First principles SEO & Online Search

Yet again, another fast written and unedited article. I don’t mean to make light of the massive math/statistics/engineering achievements behind what I am going to run over in the following text.

We know that the internet is three things:

1. A number of computers “servers” that are connected to each other and connected to households - via phone lines, fiber or whatever.

2. A system of asking for websites from the servers with easy to remember names “”.

3. A method of structure information that is compelling, a combination of text, videos, clickable things and whatever else you find on a website

How the internet works

However, there is more. Not only can you get to a website by knowing it’s address, websites are also linked. On website can refer to another website and make it easy to navigate there using hyperlinks.

Links are not unique to html, the language of the internet that this website is written in, they were already used in Gopher, arguably even mentioned as a concept in “As We May Think”, the famous Vannevar Bush essay. They turn out to be extremely important.

What problem does a search engine solve

We now know, that there are only two ways of accessing content on the internet: via a link or if you know the address directly.

Initially the web was more about “discovery” than “search”. Discovery means that I have less of a target that I look for and more get an understanding of what is there. Often this is “categories”. A current day example of a strong discovery product is Instagram or Pocket.

This is the time when lists are the dominant way to explore the internet. Makes sense as you know that you are interested in cooking or woodwork but don’t have a specific query in mind so a list of the best woodwork sites helps you well. You can think of a portal as a more dynamic form of a list.

Now, as the web matures users start to know that there is probably content out there, the problem becomes finding it. Compare this: looking up “woodwork” in a list of hobbies fairly fast and pleasurable for a human, finding an article on “the best courses on woodwork in Oregon” is no longer something works in a list. Should I look at the list for courses, or the list for Oregon or the list for woodwork?

So, what is search? Initially, search is a query, i.e. what you are looking for. Then it is a set of possible answers.

Search queries

Given this, the exercise becomes how can we sort the potential answers in a way that they match what the users want. One extreme solution you could think of would be to serve the websites randomly and just take not of which one the users clicks. Than, next time somebody search for the same website rank this website highest.

a database

A better version would be, that you send around a robot that counts city words on websites. So when the robot is done crawling through the whole internet a list comes out like this the picture on the right.

Basically a table that contains a list of how often “oregon” appears on a certain website. Now you search algorithm might breaks apart the input, notices that the user ask for something containing oregon and generate a ranking of websites based on this algorithm:

pasted image 0.png

Now, there is a certain amount of algorithmic stuff you can do on a website. For example, you can give a weight to words that are in a headline or you can try to discount words that sound like a list of cities and elements like this. There is massive complexity in building up the database we mentioned earlier. Because that means extreme amounts of crawling information and synthesising it.

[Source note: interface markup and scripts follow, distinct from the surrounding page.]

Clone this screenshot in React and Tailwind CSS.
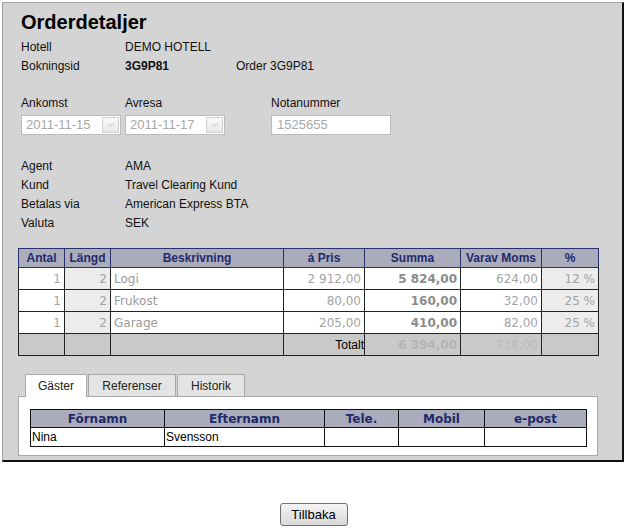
import { ChevronDown } from 'lucide-react';

const info = [
    ['Agent', 'AMA'],
    ['Kund', 'Travel Clearing Kund'],
    ['Betalas via', 'American Express BTA'],
    ['Valuta', 'SEK'],
];

const rows = [
    { antal: 1, langd: 2, text: 'Logi', pris: '2 912,00', summa: '5 824,00', moms: '624,00', pct: '12 %' },
    { antal: 1, langd: 2, text: 'Frukost', pris: '80,00', summa: '160,00', moms: '32,00', pct: '25 %' },
    { antal: 1, langd: 2, text: 'Garage', pris: '205,00', summa: '410,00', moms: '82,00', pct: '25 %' },
];

function DateSelect({ value }) {
    return (
        <div className="w-[100px] h-[20px] border border-[#bcbcbc] bg-white flex items-center justify-between pl-[4px] pr-[1px]">
            <span className="text-[13px] text-[#a8a8a8]">{value}</span>
            <span className="w-[17px] h-[16px] border border-[#d0d0d0] bg-gradient-to-b from-[#fafafa] to-[#e6e6e6] flex items-center justify-center">
                <ChevronDown size={10} strokeWidth={1.5} className="text-[#a8a8a8]" />
            </span>
        </div>
    );
}

export default function App() {
    const th = 'border border-[#27306a] bg-[#aaabbb] text-[#1f2a6a] font-bold text-[12px] h-[19px] p-0';
    const td = 'border border-[#222] h-[22px] px-[3px] text-[12px]';

    return (
        <div className="w-[626px] h-[531px] bg-white font-['Liberation_Sans',Arial,sans-serif] text-[12px] text-[#111]">
            <div className="ml-[2px] pt-[2px]">
                <div className="w-[622px] h-[460px] bg-[#d4d4d4] border-t border-l border-[#a4a4a4] border-r-2 border-b-2 border-r-[#111] border-b-[#111] pl-[15px]">
                    <h1 className="pt-[7px] pl-[3px] h-[34px] text-[20px] font-bold leading-[24px] text-black">Orderdetaljer</h1>

                    <div className="pl-[3px]">
                        <div className="flex h-[19px] items-center">
                            <span className="w-[104px]">Hotell</span>
                            <span>DEMO HOTELL</span>
                        </div>
                        <div className="flex h-[19px] items-center">
                            <span className="w-[104px]">Bokningsid</span>
                            <span className="w-[111px] font-bold">3G9P81</span>
                            <span>Order 3G9P81</span>
                        </div>
                    </div>

                    <div className="flex pl-[3px] mt-[18px]">
                        <div className="w-[104px]">
                            <div className="h-[19px] flex items-center">Ankomst</div>
                            <div className="mt-[3px]"><DateSelect value="2011-11-15" /></div>
                        </div>
                        <div className="w-[146px]">
                            <div className="h-[19px] flex items-center">Avresa</div>
                            <div className="mt-[3px]"><DateSelect value="2011-11-17" /></div>
                        </div>
                        <div>
                            <div className="h-[19px] flex items-center">Notanummer</div>
                            <div className="mt-[3px] w-[120px] h-[20px] border border-[#bcbcbc] bg-white flex items-center pl-[5px] text-[13px] text-[#a8a8a8]">1525655</div>
                        </div>
                    </div>

                    <div className="pl-[3px] mt-[21px]">
                        {info.map(([k, v]) => (
                            <div key={k} className="flex h-[19px] items-center">
                                <span className="w-[104px]">{k}</span>
                                <span>{v}</span>
                            </div>
                        ))}
                    </div>

                    <table className="mt-[16px] border-collapse table-fixed w-[580px]">
                        <colgroup>
                            <col className="w-[46px]" />
                            <col className="w-[46px]" />
                            <col className="w-[173px]" />
                            <col className="w-[81px]" />
                            <col className="w-[96px]" />
                            <col className="w-[81px]" />
                            <col className="w-[57px]" />
                        </colgroup>
                        <thead>
                            <tr>
                                <th className={th}>Antal</th>
                                <th className={th}>Längd</th>
                                <th className={th}>Beskrivning</th>
                                <th className={th}>á Pris</th>
                                <th className={th}>Summa</th>
                                <th className={th}>Varav Moms</th>
                                <th className={th}>%</th>
                            </tr>
                        </thead>
                        <tbody className="font-['DejaVu_Sans',Verdana,sans-serif] text-[#a4a4a4]">
                            {rows.map((r) => (
                                <tr key={r.text}>
                                    <td className={`${td} text-right bg-white`}>{r.antal}</td>
                                    <td className={`${td} text-right bg-[#ececec]`}>{r.langd}</td>
                                    <td className={`${td} text-left bg-white text-[#9a9a9a]`}>{r.text}</td>
                                    <td className={`${td} text-right bg-white`}>{r.pris}</td>
                                    <td className={`${td} text-right bg-white font-bold text-[#8c8c8c]`}>{r.summa}</td>
                                    <td className={`${td} text-right bg-white`}>{r.moms}</td>
                                    <td className={`${td} text-right bg-[#ececec]`}>{r.pct}</td>
                                </tr>
                            ))}
                            <tr className="bg-[#c9c9c9]">
                                <td className={td}></td>
                                <td className={td}></td>
                                <td className={td}></td>
                                <td className={`${td} text-right font-['Liberation_Sans',Arial,sans-serif] text-black pr-0`}>Totalt</td>
                                <td className={`${td} text-right font-bold text-[#b4b4b4]`}>6 394,00</td>
                                <td className={`${td} text-right text-[#bababa]`}>738,00</td>
                                <td className={td}></td>
                            </tr>
                        </tbody>
                    </table>

                    <div className="mt-[17px] w-[580px]">
                        <div className="flex pl-[7px] h-[23px] items-end">
                            <div className="h-[23px] w-[62px] bg-white border border-b-0 border-[#a8a8a8] flex items-center justify-center text-[#222] relative top-[1px]">Gäster</div>
                            <div className="h-[22px] w-[88px] ml-[1px] bg-[#e4e4e4] border border-b-0 border-[#a8a8a8] flex items-center justify-center text-[#222]">Referenser</div>
                            <div className="h-[22px] w-[68px] ml-[1px] bg-[#e4e4e4] border border-b-0 border-[#a8a8a8] flex items-center justify-center text-[#222]">Historik</div>
                        </div>
                        <div className="bg-white border border-[#a8a8a8] h-[60px] px-[11px] pt-[12px]">
                            <table className="border-collapse table-fixed w-[556px]">
                                <colgroup>
                                    <col className="w-[134px]" />
                                    <col className="w-[160px]" />
                                    <col className="w-[74px]" />
                                    <col className="w-[86px]" />
                                    <col className="w-[102px]" />
                                </colgroup>
                                <thead>
                                    <tr className="font-['DejaVu_Sans',Verdana,sans-serif]">
                                        {['Förnamn', 'Efternamn', 'Tele.', 'Mobil', 'e-post'].map((h) => (
                                            <th key={h} className="border border-[#111] bg-[#aaabbb] text-[#1f2a6a] font-bold text-[12px] h-[18px] p-0 leading-[14px]">{h}</th>
                                        ))}
                                    </tr>
                                </thead>
                                <tbody>
                                    <tr>
                                        <td className="border border-[#111] h-[17px] px-[1px] text-black">Nina</td>
                                        <td className="border border-[#111] h-[17px] px-[1px] text-black">Svensson</td>
                                        <td className="border border-[#111]"></td>
                                        <td className="border border-[#111]"></td>
                                        <td className="border border-[#111]"></td>
                                    </tr>
                                </tbody>
                            </table>
                        </div>
                    </div>
                </div>
            </div>

            <div className="flex justify-center mt-[41px] pl-[1px]">
                <button className="w-[68px] h-[23px] rounded-[3px] border border-[#707070] bg-gradient-to-b from-[#f4f4f4] to-[#d8d8d8] text-[13px] text-black">Tillbaka</button>
            </div>
        </div>
    );
}
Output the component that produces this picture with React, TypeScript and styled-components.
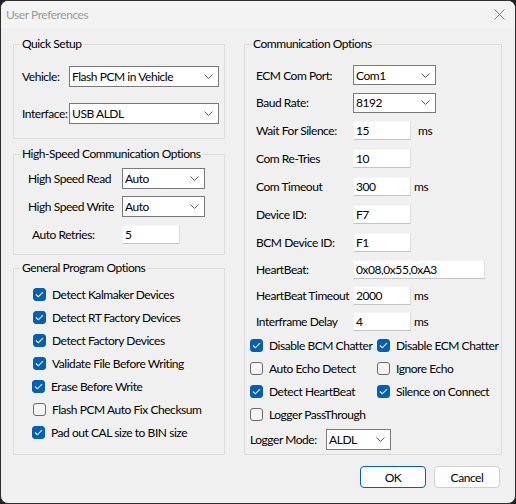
import React from "react";
import styled, { createGlobalStyle } from "styled-components";

const Global = createGlobalStyle`
  html, body { margin: 0; padding: 0; background: #1f1f1f; }
  body { font-family: Lato, "Liberation Sans", sans-serif; font-size: 12px; letter-spacing: -0.45px; color: #000; }
  * { box-sizing: border-box; }
`;

const Window = styled.div`
  width: 516px;
  height: 504px;
  background: #f0f0f0;
  border: 1px solid #2e2e2e;
  border-radius: 8px;
  overflow: hidden;
  display: flex;
  flex-direction: column;
`;

const TitleBar = styled.div`
  height: 27px;
  flex: none;
  background: #f3f3f3;
  display: flex;
  align-items: center;
  justify-content: space-between;
  padding: 0 10px 0 5px;
  color: #9a9a9a;
  font-size: 12px;
`;

const Columns = styled.div`
  display: flex;
  gap: 19px;
  padding: 16px 0 0 12px;
`;

const Column = styled.div<{ $w: number }>`
  width: ${(p) => p.$w}px;
  display: flex;
  flex-direction: column;
  gap: 15px;
`;

const Group = styled.div<{ $h: number; $mt?: number }>`
  border: 1px solid #dcdcdc;
  height: ${(p) => p.$h}px;
  margin-top: ${(p) => p.$mt ?? 0}px;
  display: flex;
  flex-direction: column;
`;

const GroupTitle = styled.div`
  margin: -9px 0 0 6px;
  padding: 0 2px;
  line-height: 16px;
  height: 16px;
  background: #f0f0f0;
  width: fit-content;
  white-space: nowrap;
`;

const Rows = styled.div<{ $pt: number; $pl: number; $gap?: number }>`
  display: flex;
  flex-direction: column;
  padding: ${(p) => p.$pt}px 0 0 ${(p) => p.$pl}px;
  gap: ${(p) => p.$gap ?? 0}px;
`;

const Row = styled.div<{ $h: number }>`
  display: flex;
  align-items: center;
  height: ${(p) => p.$h}px;
  white-space: nowrap;
`;

const Label = styled.span<{ $w: number; $ml?: number }>`
  width: ${(p) => p.$w}px;
  margin-left: ${(p) => p.$ml ?? 0}px;
  flex: none;
`;

const SelectBox = styled.div<{ $w: number; $h?: number }>`
  width: ${(p) => p.$w}px;
  height: ${(p) => p.$h ?? 21}px;
  background: #fff;
  border: 1px solid #7a7a7a;
  display: flex;
  align-items: center;
  justify-content: space-between;
  padding: 0 5px 0 2px;
  flex: none;
`;

const InputBox = styled.div<{ $w: number }>`
  width: ${(p) => p.$w}px;
  height: 19px;
  background: #fff;
  border: 1px solid #f4f4f4;
  border-bottom-color: #c4c4c4;
  border-right-color: #dedede;
  display: flex;
  align-items: center;
  padding: 0 0 0 2px;
  flex: none;
`;

const Unit = styled.span<{ $ml: number }>`
  margin-left: ${(p) => p.$ml}px;
`;

const CheckRow = styled.label<{ $shift?: number }>`
  display: flex;
  align-items: center;
  gap: 6px;
  height: 23px;
  margin-left: ${(p) => p.$shift ?? 0}px;
  white-space: nowrap;
`;

const Box = styled.span<{ $on: boolean }>`
  width: 13px;
  height: 13px;
  flex: none;
  border-radius: 3px;
  background: ${(p) => (p.$on ? "#005fb8" : "#f6f6f6")};
  border: 1px solid ${(p) => (p.$on ? "#005fb8" : "#6a6a6a")};
  display: flex;
  align-items: center;
  justify-content: center;
`;

const CheckGrid = styled.div`
  display: grid;
  grid-template-columns: 127px auto;
  padding-left: 5px;
`;

const Footer = styled.div`
  display: flex;
  justify-content: flex-end;
  gap: 8px;
  padding: 11px 15px 0 0;
`;

const Button = styled.button<{ $primary?: boolean }>`
  width: 66px;
  height: 22px;
  background: #fdfdfd;
  border: 1px solid ${(p) => (p.$primary ? "#005fb8" : "#d0d0d0")};
  border-radius: 4px;
  font: inherit;
  letter-spacing: inherit;
  color: #000;
  padding: 0;
`;

const Chevron = () => (
  <svg width="9" height="5" viewBox="0 0 9 5">
    <path d="M0.5 0.5 L4.5 4.5 L8.5 0.5" fill="none" stroke="#5a5a5a" strokeWidth="1" />
  </svg>
);

const Select = ({ value, w, h }: { value: string; w: number; h?: number }) => (
  <SelectBox $w={w} $h={h}>
    <span>{value}</span>
    <Chevron />
  </SelectBox>
);

const Check = ({ on, children, shift }: { on: boolean; children: React.ReactNode; shift?: number }) => (
  <CheckRow $shift={shift}>
    <Box $on={on}>
      {on && (
        <svg width="9" height="7" viewBox="0 0 9 7">
          <path d="M1 3.5 L3.3 5.8 L8 1.2" fill="none" stroke="#fff" strokeWidth="1.1" />
        </svg>
      )}
    </Box>
    <span>{children}</span>
  </CheckRow>
);

const fields: { label: string; kind: "select" | "input"; value: string; w?: number; h: number; unit?: number }[] = [
  { label: "ECM Com Port:", kind: "select", value: "Com1", h: 28 },
  { label: "Baud Rate:", kind: "select", value: "8192", h: 27 },
  { label: "Wait For Silence:", kind: "input", value: "15", h: 28, unit: 7 },
  { label: "Com Re-Tries", kind: "input", value: "10", h: 28 },
  { label: "Com Timeout", kind: "input", value: "300", h: 28, unit: 3 },
  { label: "Device ID:", kind: "input", value: "F7", h: 28 },
  { label: "BCM Device ID:", kind: "input", value: "F1", h: 28 },
  { label: "HeartBeat:", kind: "input", value: "0x08,0x55,0xA3", w: 132, h: 26 },
  { label: "HeartBeat Timeout", kind: "input", value: "2000", h: 26, unit: 3 },
  { label: "Interframe Delay", kind: "input", value: "4", h: 26, unit: 3 },
];

export default function App() {
  return (
    <>
      <Global />
      <Window>
        <TitleBar>
          <span>User Preferences</span>
          <svg width="11" height="11" viewBox="0 0 11 11">
            <path d="M0.5 0.5 L10.5 10.5 M10.5 0.5 L0.5 10.5" stroke="#7a7a7a" strokeWidth="1" />
          </svg>
        </TitleBar>
        <Columns>
          <Column $w={212}>
            <Group $h={95}>
              <GroupTitle>Quick Setup</GroupTitle>
              <Rows $pt={10} $pl={8} $gap={9}>
                <Row $h={28}>
                  <Label $w={47}>Vehicle:</Label>
                  <Select value="Flash PCM in Vehicle" w={150} />
                </Row>
                <Row $h={28}>
                  <Label $w={47}>Interface:</Label>
                  <Select value="USB ALDL" w={150} />
                </Row>
              </Rows>
            </Group>
            <Group $h={101}>
              <GroupTitle>High-Speed Communication Options</GroupTitle>
              <Rows $pt={2} $pl={14}>
                <Row $h={28}>
                  <Label $w={94}>High Speed Read</Label>
                  <Select value="Auto" w={83} />
                </Row>
                <Row $h={28}>
                  <Label $w={94}>High Speed Write</Label>
                  <Select value="Auto" w={83} />
                </Row>
                <Row $h={28}>
                  <Label $w={90} $ml={4}>Auto Retries:</Label>
                  <InputBox $w={58}>5</InputBox>
                </Row>
              </Rows>
            </Group>
            <Group $h={187} $mt={-2}>
              <GroupTitle>General Program Options</GroupTitle>
              <Rows $pt={7} $pl={19}>
                <Check on>Detect Kalmaker Devices</Check>
                <Check on>Detect RT Factory Devices</Check>
                <Check on>Detect Factory Devices</Check>
                <Check on>Validate File Before Writing</Check>
                <Check on shift={-1}>Erase Before Write</Check>
                <Check on={false}>Flash PCM Auto Fix Checksum</Check>
                <Check on shift={-1}>Pad out CAL size to BIN size</Check>
              </Rows>
            </Group>
          </Column>
          <Column $w={258}>
            <Group $h={411}>
              <GroupTitle>Communication Options</GroupTitle>
              <Rows $pt={9} $pl={11}>
                {fields.map((f) => (
                  <Row key={f.label} $h={f.h}>
                    <Label $w={97}>{f.label}</Label>
                    {f.kind === "select" ? (
                      <Select value={f.value} w={83} h={20} />
                    ) : (
                      <InputBox $w={f.w ?? 58}>{f.value}</InputBox>
                    )}
                    {f.unit !== undefined && <Unit $ml={f.unit}>ms</Unit>}
                  </Row>
                ))}
              </Rows>
              <CheckGrid>
                <Check on>Disable BCM Chatter</Check>
                <Check on>Disable ECM Chatter</Check>
                <Check on={false}>Auto Echo Detect</Check>
                <Check on={false}>Ignore Echo</Check>
                <Check on>Detect HeartBeat</Check>
                <Check on>Silence on Connect</Check>
                <Check on={false}>Logger PassThrough</Check>
              </CheckGrid>
              <Rows $pt={0} $pl={5}>
                <Row $h={26}>
                  <Label $w={76}>Logger Mode:</Label>
                  <Select value="ALDL" w={65} />
                </Row>
              </Rows>
            </Group>
          </Column>
        </Columns>
        <Footer>
          <Button $primary>OK</Button>
          <Button>Cancel</Button>
        </Footer>
      </Window>
    </>
  );
}
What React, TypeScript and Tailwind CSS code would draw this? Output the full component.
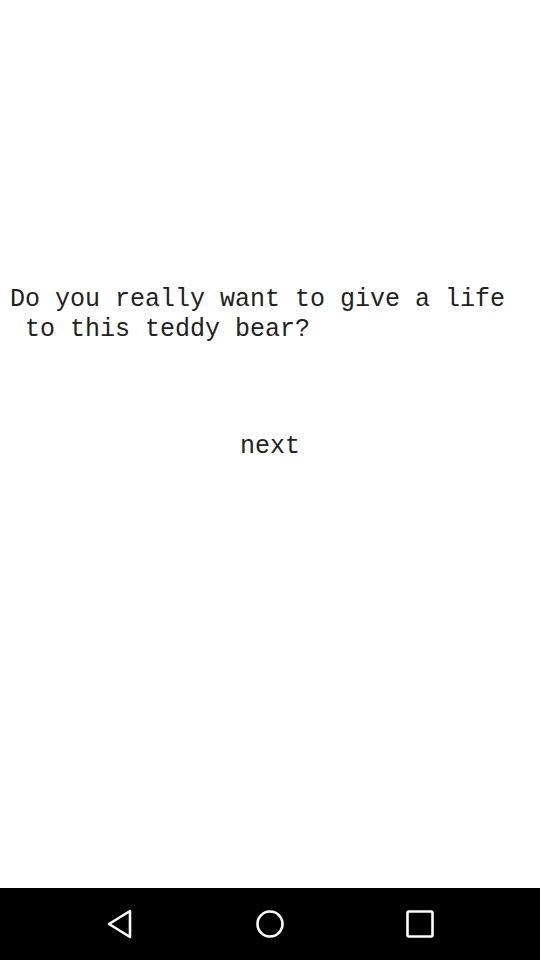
export default function App() {
  return (
    <div className="flex h-[960px] w-[540px] flex-col bg-white">
      <div className="flex flex-1 flex-col pt-[285px] font-['Liberation_Mono',monospace] text-[25px] leading-[30px] text-[#222]">
        <p className="whitespace-pre pl-[10px]">
          {'Do you really want to give a life\n to this teddy bear?'}
        </p>
        <button className="mt-[87px] self-center">next</button>
      </div>
      <nav className="flex h-[72px] items-center justify-center gap-[120px] bg-black">
        <svg width="30" height="32" viewBox="0 0 30 32" fill="none" stroke="#fff" strokeWidth="2.6" strokeLinejoin="round">
          <path d="M25 3 L4 16 L25 29 Z" />
        </svg>
        <svg width="30" height="30" viewBox="0 0 30 30" fill="none" stroke="#fff" strokeWidth="2.6">
          <circle cx="15" cy="15" r="12.5" />
        </svg>
        <svg width="30" height="30" viewBox="0 0 30 30" fill="none" stroke="#fff" strokeWidth="2.6" strokeLinejoin="round">
          <rect x="2.5" y="2.5" width="25" height="25" rx="1.5" />
        </svg>
      </nav>
    </div>
  )
}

This type of information relies entirely what is on the site, in SEO circles stuff that relates to what happens on the website is therefore called “on-site”.

However, an external and therefore potentially more objective variable to output the liklihood that a given website matches the query of user is the number of links pointing to a website.


The math (“eigenvector” behind this I cannot explain, yet intuitively the importance of a site is increased by the number of sites point to it. That requires you to have a complete map of the internet.

Search function

Now, in access of the on-site and the of-site criteria, a third input for the ranking of potential results could be “context” a made up example could be that if people google “fish” on Saturday night, this is more likely to be a search for a fish restaurant, whereas if it is googled in the late morning, this indicates a query for biological content - in this example the context is the time at which the query is made.  

Google is known to use other factors such as “is a website optimised for mobile devices”. This is essentially a political decision by Google to use a factor like this as an input.

In general, the SEO industry is full of a lot of advise on the google algorithm. Nobody really knows what is considered heavy - naturally because it is not in the interest of google to promote the website that follows most specifically to their algorithm but rather give rough hints on what matters and what does not.

Matt Cutts used to be the speaker of Google search, it always reminded me of central bank announcement. Not fully confirming rate increases in the future but pointing towards a direction pretty specifically. In generally, SEO is quite straightforward: guess what google cares about and implement that. Be it getting links from reputable third parties, content from writers or a mobile ready website.

How google will get a problem

This relates to google search, less from a business (=profitability) perspective more from a user perspective.

  • Search” is no longer a process of discovery. Search is extremely profitable as a way of advertisement because it expresses intent, you are searching something so you want something. If that notion of expressing something through a means of searching goes away, than a problem arises.

My guess would be that this happens because specific types of content get aggregated. For example, capterra takes over comparison of software features, pocket and medium take over content and amazon takes over product search.

  • “Relevancy definition changes” to me, this is the most interesting. Relevancy relies on content and links. If this where to change, for example because a micropayment of some sort is established, the paradigm becomes worth less.

  • “Means of input changes” if search moves to voice, this is not a probem since voice can be made text quite easily. But if search is broken up into particular contexts, as written above this does become a challenge.